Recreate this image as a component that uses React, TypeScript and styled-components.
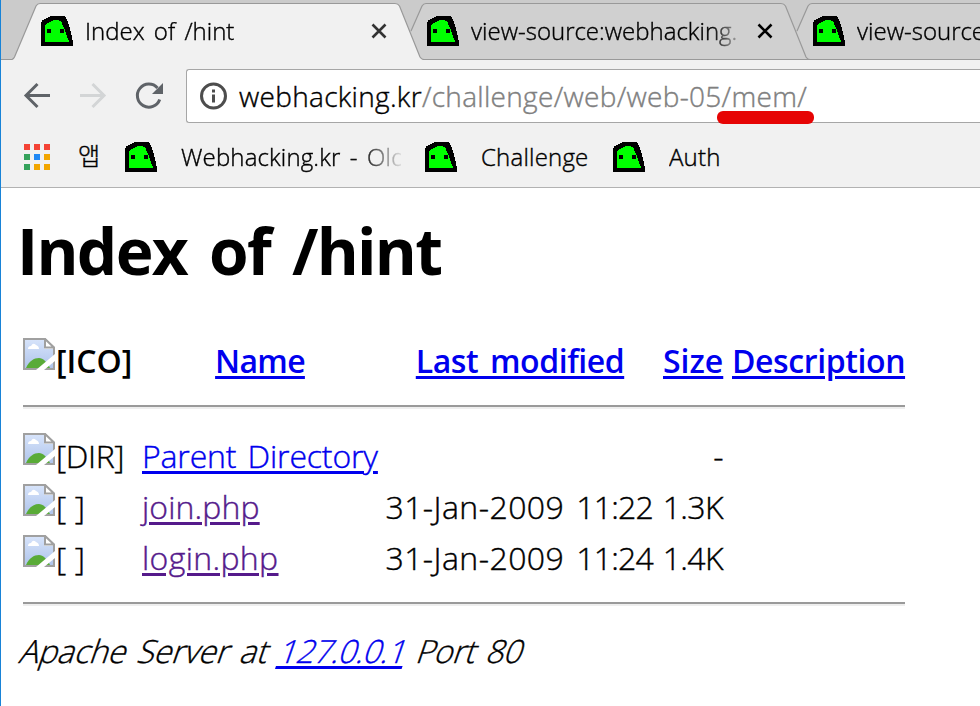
import React from "react";
import styled, { createGlobalStyle } from "styled-components";

const Global = createGlobalStyle`
  * { box-sizing: border-box; }
  body { margin: 0; background: #fff; }
`;

const Window = styled.div`
  width: 980px;
  height: 706px;
  overflow: hidden;
  display: flex;
  flex-direction: column;
  border-left: 1px solid #1883d7;
  background: #fff;
  color: #000;
  font-family: "Open Sans", "Noto Sans", "Noto Sans CJK KR", sans-serif;
  font-weight: 300;
  -webkit-text-stroke: 0.4px currentColor;
  white-space: nowrap;
`;

const Label = styled.span<{ $ls?: number; $ws?: number }>`
  letter-spacing: ${(p) => p.$ls ?? 0}px;
  word-spacing: ${(p) => p.$ws ?? 0}px;
`;

/* tab strip */
const TabStrip = styled.div`
  display: flex;
  flex: none;
  height: 60px;
  padding-left: 11px;
  background: linear-gradient(#999, #999) 0 59px / 100% 1px no-repeat #cbcbcb;
  overflow: hidden;
`;

const Tab = styled.div<{ $level: number }>`
  position: relative;
  z-index: ${(p) => p.$level};
  flex: none;
  display: flex;
  align-items: center;
  width: 386px;
  height: 60px;
  padding: 2px 0 0 29px;
  font-size: 24px;
`;

const TabShape = styled.svg`
  position: absolute;
  left: 0;
  top: 0;
`;

const TabTitle = styled.div`
  position: relative;
  width: 268px;
  margin-left: 12px;
  line-height: 36px;
  overflow: hidden;
  mask-image: linear-gradient(to right, #000 240px, transparent 275px);
`;

const TabClose = styled.svg`
  position: relative;
  margin-left: 18px;
`;

const Favicon = styled.svg`
  position: relative;
  flex: none;
`;

/* toolbar */
const Toolbar = styled.div`
  display: flex;
  flex: none;
  height: 63px;
  padding-top: 9px;
  background: #f1f1f1;
`;

const NavButtons = styled.div`
  display: flex;
  width: 185px;
  flex: none;
  padding: 13px 0 0 21px;
  gap: 24px;
`;

const Omnibox = styled.div`
  flex: 1;
  display: flex;
  align-items: center;
  height: 54px;
  padding-left: 12px;
  gap: 12px;
  background: #fff;
  border: 1px solid #a6a6a6;
  border-right: 0;
  border-radius: 3px 0 0 3px;
  font-size: 28px;
  line-height: 40px;
`;

const UrlPath = styled.span`
  color: #808080;
`;

const Marked = styled.span`
  position: relative;
  &::after {
    content: "";
    position: absolute;
    left: -5px;
    right: -7px;
    top: 34px;
    height: 13px;
    border-radius: 6px;
    background: #e60404;
  }
`;

/* bookmarks */
const Bookmarks = styled.div`
  display: flex;
  flex: none;
  align-items: center;
  height: 65px;
  padding: 4px 0 0 23px;
  background: #f1f1f1;
  border-bottom: 1px solid #b2b2b2;
  font-size: 24px;
  line-height: 36px;
`;

const AppGrid = styled.div`
  display: grid;
  grid-template-columns: repeat(3, 6px);
  gap: 4px;
`;

const Dot = styled.i<{ $color: string }>`
  height: 6px;
  background: ${(p) => p.$color};
`;

const AppsLabel = styled.div`
  width: 45px;
  margin: -5px 2px 0 28px;
  font-family: "Noto Sans CJK KR", sans-serif;
  font-size: 24px;
  font-weight: 300;
`;

const Bookmark = styled.div<{ $width: number; $fade?: boolean }>`
  width: ${(p) => p.$width}px;
  margin-left: 24px;
  margin-right: 24px;
  overflow: hidden;
  ${(p) => p.$fade && "mask-image: linear-gradient(to right, #000 180px, transparent 224px);"}
`;

/* directory listing */
const Page = styled.main`
  padding: 21px 0 0 18px;
  font-size: 32px;
  line-height: 51px;
`;

const Title = styled.h1`
  margin: 0 0 44px -2px;
  padding-top: 2px;
  font-size: 64px;
  line-height: 80px;
  font-weight: 700;
  -webkit-text-stroke: 0;
`;

const Listing = styled.div`
  width: 882px;
  margin-left: 4px;
`;

const Row = styled.div<{ $head?: boolean }>`
  display: grid;
  grid-template-columns: 119px 236px 9px 266px 10px 60px 9px 173px;
  height: 51px;
  font-weight: ${(p) => (p.$head ? 650 : 300)};
  ${(p) => p.$head && "-webkit-text-stroke: 0;"}
`;

const Cell = styled.div<{ $col: number; $align?: string }>`
  grid-column: ${(p) => p.$col};
  display: flex;
  justify-content: ${(p) => p.$align ?? "flex-start"};
`;

const Rule = styled.hr`
  height: 4px;
  margin: 19px 0 21px;
  border: 0;
  border-top: 2px solid #9a9a9a;
  background: #eee;
`;

const Link = styled.a<{ $visited?: boolean }>`
  color: ${(p) => (p.$visited ? "#551a8b" : "#0000ee")};
  text-decoration: underline;
  text-decoration-thickness: 3px;
  text-underline-offset: 3px;
`;

const IconCell = styled(Cell)`
  align-items: flex-start;
  svg { margin-top: 3px; flex: none; }
  span { margin-left: 1px; }
`;

const DateCell = styled(Cell)`
  gap: 12px;
`;

const Address = styled.address`
  margin: -2px 0 0 -1px;
  font-style: normal;
  transform: skewX(-19deg);
  transform-origin: 0 38px;
`;

const Ghost = () => (
  <Favicon width="32" height="30" shapeRendering="crispEdges">
    <path d="M0 30V6H1V4H3V3H5V2H7V1H9V0H24V1H25V3H26V5H27V8H28V11H29V15H30V19H31V24H32V30Z" fill="#000" />
    <path d="M4 26V9H5V8H6V7H8V6H10V5H12V4H18V5H20V6H21V9H22V11H23V13H24V16H25V19H26V22H27V24H28V26Z" fill="#0f0" />
    <path d="M6 13h4v4H6zM19 13h4v4h-4z" fill="#000" />
  </Favicon>
);

const Broken = () => (
  <svg width="32" height="32" viewBox="0 0 32 32">
    <defs>
      <linearGradient id="sky" x1="0" y1="0" x2="0" y2="1">
        <stop offset="0" stopColor="#d6e3fa" />
        <stop offset="1" stopColor="#afc4eb" />
      </linearGradient>
    </defs>
    <path d="M1 1H22L31 10V31H1Z" fill="#fff" stroke="#a0a0a0" strokeWidth="2" />
    <path d="M2 2H21V11H30V30H2Z" fill="url(#sky)" />
    <path d="M5 11q0-3 3-3q2-4 5-1q3 1 3 4z" fill="#fff" />
    <path d="M3 30C6 23 11 20 16 20c4 0 8 4 11 10z" fill="#59ab37" />
    <path d="M22 1V9.500H31Z" fill="#fff" stroke="#a0a0a0" strokeWidth="2" />
    <path d="M13 32L32 16V23L21 32Z" fill="#fff" />
  </svg>
);

const Close = ({ color }: { color: string }) => (
  <TabClose width="16" height="16" viewBox="0 0 16 16">
    <path d="M1.5 1.5L14.5 14.5M14.5 1.5L1.5 14.5" stroke={color} strokeWidth="2.6" />
  </TabClose>
);

const EDGE = "M0 59.5Q1.5 59 2.5 57L24 6Q25.5 3.5 28 3.5H383Q386 3.5 387.5 6L408 57Q409.5 59.5 412 59.5";
const TUCKED_EDGE = "M13 31L24 6Q25.5 3.5 28 3.5H383Q386 3.5 387.5 6L408 57Q409.5 59.5 412 59.5H0";

type TabProps = { title: string; level: number; active?: boolean; ws?: number };

const BrowserTab = ({ title, level, active, ws }: TabProps) => (
  <Tab $level={level}>
    <TabShape width="412" height="60">
      <path d={EDGE + "V60H0Z"} fill={active ? "#f1f1f1" : "#d0d0d0"} />
      <path d={active ? EDGE : TUCKED_EDGE} fill="none" stroke="#999" strokeWidth="1.2" />
    </TabShape>
    <Ghost />
    <TabTitle>
      <Label $ws={ws}>{title}</Label>
    </TabTitle>
    <Close color={active ? "#333" : "#000"} />
  </Tab>
);

const DOTS = ["#f44336", "#f44336", "#f44336", "#34a25b", "#2088f4", "#f2a600", "#34a25b", "#f2a600", "#f2a600"];

const FILES = [
  { alt: "[DIR]", name: "Parent Directory", ls: -0.15, day: "", time: "", size: "-", visited: false },
  { alt: "[ ]", name: "join.php", ls: 0.12, day: "31-Jan-2009", time: "11:22", size: "1.3K", visited: true },
  { alt: "[ ]", name: "login.php", ls: 0.35, day: "31-Jan-2009", time: "11:24", size: "1.4K", visited: true },
];

export default function App() {
  return (
    <>
      <Global />
      <Window>
        <TabStrip>
          <BrowserTab title="Index of /hint" level={3} active ws={3} />
          <BrowserTab title="view-source:webhacking.kr" level={2} />
          <BrowserTab title="view-source:webhacking.kr" level={1} />
        </TabStrip>
        <Toolbar>
          <NavButtons>
            <svg width="32" height="28" fill="none" stroke="#5f6368" strokeWidth="3">
              <path d="M28 13.5H4M15.5 2L4 13.5L15.5 25" />
            </svg>
            <svg width="32" height="28" fill="none" stroke="#d3d5d6" strokeWidth="3">
              <path d="M2 13.5H26M14.5 2L26 13.5L14.5 25" />
            </svg>
            <svg width="32" height="28" fill="none" stroke="#5f6368" strokeWidth="3">
              <path d="M25.7 17.5A11.5 11.5 0 1 1 23.5 6" />
              <path d="M29 1V12H18Z" fill="#5f6368" stroke="none" />
            </svg>
          </NavButtons>
          <Omnibox>
            <svg width="28" height="28" fill="none" stroke="#4d4d4d" strokeWidth="3">
              <circle cx="14.5" cy="14" r="12" />
              <path d="M14.5 7.5v3M14.5 12.5v8" />
            </svg>
            <div>
              <Label $ls={0.3}>webhacking.kr</Label>
              <UrlPath>
                <Label $ls={0.3}>/challenge/web/web-05</Label>
                <Marked>
                  <Label $ls={0.35}>/mem/</Label>
                </Marked>
              </UrlPath>
            </div>
          </Omnibox>
        </Toolbar>
        <Bookmarks>
          <AppGrid>
            {DOTS.map((c, i) => (
              <Dot key={i} $color={c} />
            ))}
          </AppGrid>
          <AppsLabel>앱</AppsLabel>
          <Ghost />
          <Bookmark $width={220} $fade>
            <Label $ls={0.15} $ws={3}>Webhacking.kr - Old</Label>
          </Bookmark>
          <Ghost />
          <Bookmark $width={108}>
            <Label $ls={0.2}>Challenge</Label>
          </Bookmark>
          <Ghost />
          <Bookmark $width={80}>
            <Label $ls={0.2}>Auth</Label>
          </Bookmark>
        </Bookmarks>
        <Page>
          <Title>
            <Label $ls={-1.7} $ws={7}>Index of /hint</Label>
          </Title>
          <Listing>
            <Row $head>
              <IconCell $col={1}>
                <Broken />
                <Label>[ICO]</Label>
              </IconCell>
              <Cell $col={2} $align="center">
                <Link><Label $ls={-0.7}>Name</Label></Link>
              </Cell>
              <Cell $col={4} $align="center">
                <Link><Label $ls={-0.45} $ws={4}>Last modified</Label></Link>
              </Cell>
              <Cell $col={6}>
                <Link><Label>Size</Label></Link>
              </Cell>
              <Cell $col={8}>
                <Link><Label $ls={-0.4}>Description</Label></Link>
              </Cell>
            </Row>
            <Rule />
            {FILES.map((f) => (
              <Row key={f.name}>
                <IconCell $col={1}>
                  <Broken />
                  <Label $ls={-0.4} $ws={1}>{f.alt}</Label>
                </IconCell>
                <Cell $col={2}>
                  <Link $visited={f.visited}><Label $ls={f.ls} $ws={3}>{f.name}</Label></Link>
                </Cell>
                <DateCell $col={4} $align="flex-end">
                  <Label $ls={0.45}>{f.day}</Label>
                  <Label $ls={-0.8}>{f.time}</Label>
                </DateCell>
                <Cell $col={6} $align="flex-end">
                  <Label $ls={-0.6}>{f.size}</Label>
                </Cell>
              </Row>
            ))}
            <Rule />
          </Listing>
          <Address>
            <Label $ls={-0.1} $ws={3}>Apache Server at </Label>
            <Link><Label $ls={-0.65}>127.0.0.1</Label></Link>
            <Label $ls={-0.4} $ws={3}> Port 80</Label>
          </Address>
        </Page>
      </Window>
    </>
  );
}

* _Instructions to follow_:
Pull out all lines containing "React".

* _Written solution_:
Recreate this image as a component that uses React, TypeScript and styled-components.
import React from "react";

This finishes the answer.